Well this brings us on to search engine marketing, and the one thing that search engines can actually read - words.

So the artists site is essentially invisible. No words - no search visitors. If I were optimising the site I might be looking to have pages optimised for phrases like "Cornish alternative Art", or "London Magazine photographer", or one of the phrases that people are actually searching for. Once this is done properly the web site will start to attract significant visitor numbers - yes you've guessed it - the people who are actually looking for the "Alternative Artist in Cornwall", or the "London Magazine Photographer".

Instead the site is only visible for the few words it contains - which might be "JohnSmithPhotographer.com", or something similarly unlikely to attract any searchers who didn't already know the photographer any way.

So what strategies could be put in place to make this image-rich site into one that is actually capable of attracting visitors through search, who want what my friend does, but don't know him yet.

(Remember with most sites 60% - 95% of all new visitors will come through search)

Let's list a few....
1. The site needs some words. Its no point putting them on the flash pages as they won't really count there, and every time you change them it will cost a fortune to pay the designer. You need words you can add and change, and the best way to do that is with a blog. The blog can be added within the same domain (like this one for example), but be completely separate from the structure of the Flash site. Each can link to the other, and the blog will have regular posts designed not only to use a variety of texts and pictures to inform the visitor what it is that my artist friend is all about, but also to attract the search engines for those target phrases we listed earlier: "Magazine Photographer in London", or "Alternative Artist in Cornwall".

2. So over time the blog will begin to make up the dearth of words on the site, and give the search engines something to get their teeth into. Luckily almost all photographers and artist sites make exactly the same mistakes, so my artist friend is already starting to get an edge over their competitors' web sites. You just need to keep blogging those words (and images of course) - "here are the latest photos from the shoot I did of the new BMW XYZ 123" etc.

3. However to rank highly for competitive phrases ("london photographer" returns 4.8 million results on google.co.uk today for example) the site will also need some links pointing to it. These links tell search engines that the site is considered important, and to rank it more highly. Normally we get these links from other texty web sites, and the content of those texty web sites should be relevant to ours: kodak.com would be a great place for my photographer to get a link from, for example. So we have to write more words, and post them elsewhere on the web. Press releases, directory listings, articles etc are all popular ways of achieving this. But what about the images, mu artist friend squirms?

4. Well you can get links with images, and it relies on an extent to giving some of them away, or giving them away a little bit. What you do it make a low resolution version of your piece of art, or photograph, and make that available on the web. You can do this via:

- Google Image search. Using "Google Webmaster Tools" you just tell Google that its OK to index the images on your site (make sure you really do own the copyright on them before you even put them on the site of course). Then you make sure every image has a really descriptive alt and title tags to make it clear what they are about, and Google will list them all in images.

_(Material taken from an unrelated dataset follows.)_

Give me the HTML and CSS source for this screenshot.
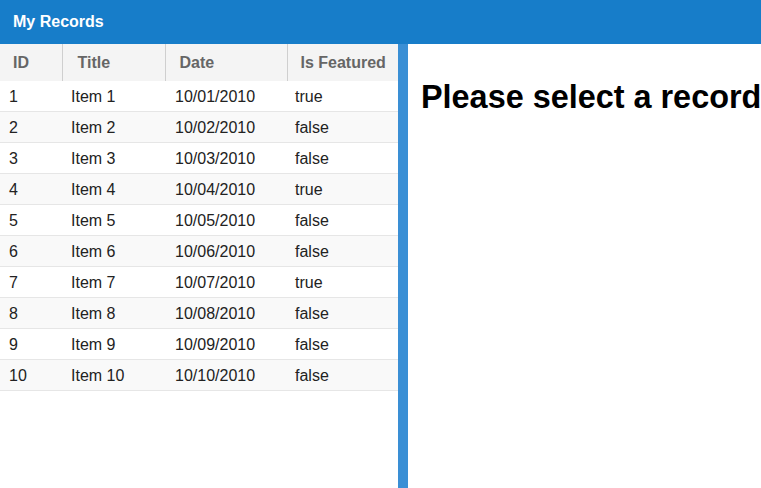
FILE: index.html
```html
<!DOCTYPE html>
<html>
<head>
<meta charset="utf-8">
<link rel="stylesheet" href="styles.css">
</head>
<body>
<div class="app">
  <header class="topbar">My Records</header>
  <div class="main">
    <div class="list-pane">
      <table class="grid">
        <colgroup>
          <col class="c-id"><col class="c-title"><col class="c-date"><col class="c-feat">
        </colgroup>
        <thead>
          <tr><th>ID</th><th>Title</th><th>Date</th><th>Is Featured</th></tr>
        </thead>
        <tbody>
          <tr><td>1</td><td>Item 1</td><td>10/01/2010</td><td>true</td></tr>
          <tr><td>2</td><td>Item 2</td><td>10/02/2010</td><td>false</td></tr>
          <tr><td>3</td><td>Item 3</td><td>10/03/2010</td><td>false</td></tr>
          <tr><td>4</td><td>Item 4</td><td>10/04/2010</td><td>true</td></tr>
          <tr><td>5</td><td>Item 5</td><td>10/05/2010</td><td>false</td></tr>
          <tr><td>6</td><td>Item 6</td><td>10/06/2010</td><td>false</td></tr>
          <tr><td>7</td><td>Item 7</td><td>10/07/2010</td><td>true</td></tr>
          <tr><td>8</td><td>Item 8</td><td>10/08/2010</td><td>false</td></tr>
          <tr><td>9</td><td>Item 9</td><td>10/09/2010</td><td>false</td></tr>
          <tr><td>10</td><td>Item 10</td><td>10/10/2010</td><td>false</td></tr>
        </tbody>
      </table>
    </div>
    <div class="splitter"></div>
    <div class="detail-pane">
      <h1 class="placeholder">Please select a record</h1>
    </div>
  </div>
</div>
</body>
</html>
```
FILE: styles.css
```css
html, body {
  margin: 0;
  padding: 0;
  height: 100%;
  overflow: hidden;
}
body {
  font-family: "Liberation Sans", Arial, sans-serif;
  font-size: 16px;
  color: #222;
  background: #fff;
}
.app {
  display: flex;
  flex-direction: column;
  height: 100%;
}
.topbar {
  height: 44px;
  line-height: 44px;
  padding: 0 13px;
  background: #177dc9;
  color: #fff;
  font-weight: bold;
  font-size: 16px;
  flex: none;
}
.main {
  flex: 1;
  display: flex;
  min-height: 0;
}
.list-pane {
  width: 398px;
  flex: none;
  overflow: hidden;
}
.grid {
  width: 398px;
  table-layout: fixed;
  border-collapse: collapse;
}
.c-id { width: 62px; }
.c-title { width: 103px; }
.c-date { width: 122px; }
.c-feat { width: 111px; }
.grid th {
  text-align: left;
  background: #f4f4f4;
  color: #666;
  font-weight: bold;
  font-size: 16px;
  line-height: 18px;
  padding: 10px 0 9px 13px;
  border-right: 1px solid #cfcfcf;
  white-space: nowrap;
}
.grid th:nth-child(2) { padding-left: 15px; }
.grid th:nth-child(3) { padding-left: 14px; }
.grid th:last-child {
  border-right: none;
}
.grid td {
  padding: 7px 0 5px 9px;
  line-height: 18px;
  border-bottom: 1px solid #e6e6e6;
  white-space: nowrap;
}
.grid td:nth-child(3) { padding-left: 10px; }
.grid td:last-child { padding-left: 8px; }
.grid tbody tr:nth-child(even) td {
  background: #f9f9f9;
}
.splitter {
  width: 10px;
  flex: none;
  background: #3a8fd5;
}
.detail-pane {
  flex: 1;
  padding: 14px 13px;
  white-space: nowrap;
  overflow: hidden;
}
.placeholder {
  margin: 21px 0;
  font-size: 32.4px;
  font-weight: bold;
  color: #000;
}
```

- Flickr is another place to post some of your images, and each one of these too can contain a link back to your site.

- Panoramio is a Google property that allows you to post images with high quality back links to your site, and it has the added advantage of an integration with Google Maps, so you can locate exactly where the image was taken, painted, or what it represents. Again more good links back to your site.

- Scribd is another site where you can post all types of documents, images included, or perhaps a PDF containing your images, as well as a description of what you are all about (and containing your main keywords), with a link back to your site.

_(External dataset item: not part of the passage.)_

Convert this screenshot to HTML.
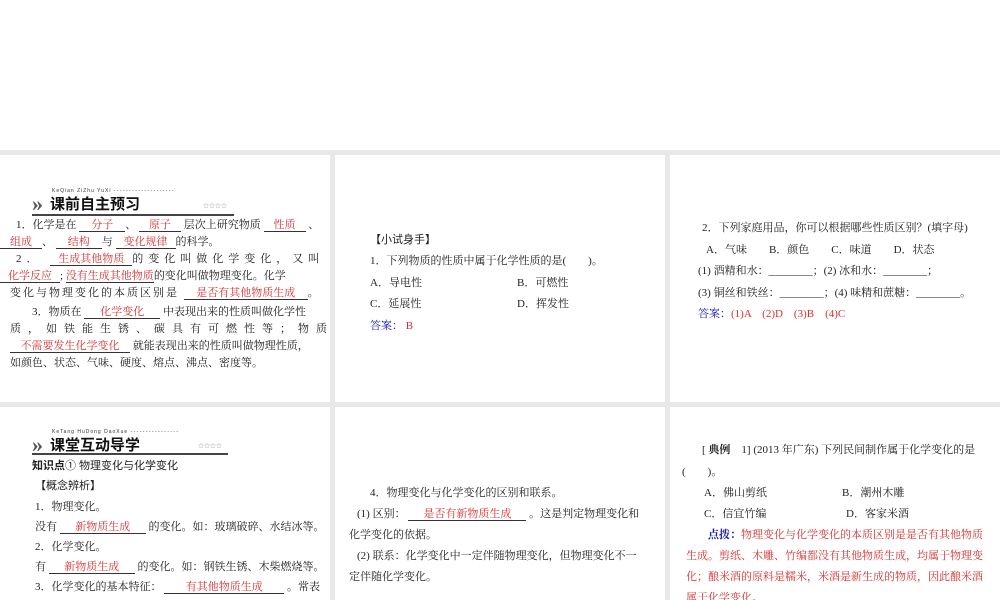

Other sites: There are a pile of other places where you can list your images and other graphical works, while they contribute to the search rankings of your site. Remember however that people can steal them - so you may not want to use everything you've ever produced in this way. You can water mark images, however making them that much less attractive to view may not help you too much. Remember that you are only ever putting a low resolution version on the web, so people will at worst be able to use them on their mobile phone's screen saver, or perhaps their web site. If they want a good quality version, they still have to come to you.

Remember also that you need words in your links to your site, just like you need them on your site. So it really pays to have a lot of links that say "Alternative Art Cornwall" or "London Photographer" in the anchor text, to make it perfectly clear that is what the link is about.

At the end of the day you may be perfectly happy to use your web site as a kind of portfolio for people who already know you to look at your word, and if that is the case then your Flash site will do just fine without any further help.

But if you want the site to bring you new customers that don't already know you, particularly in these difficult economic times, then you should consider doing some of the things listed here: and you need WORDS!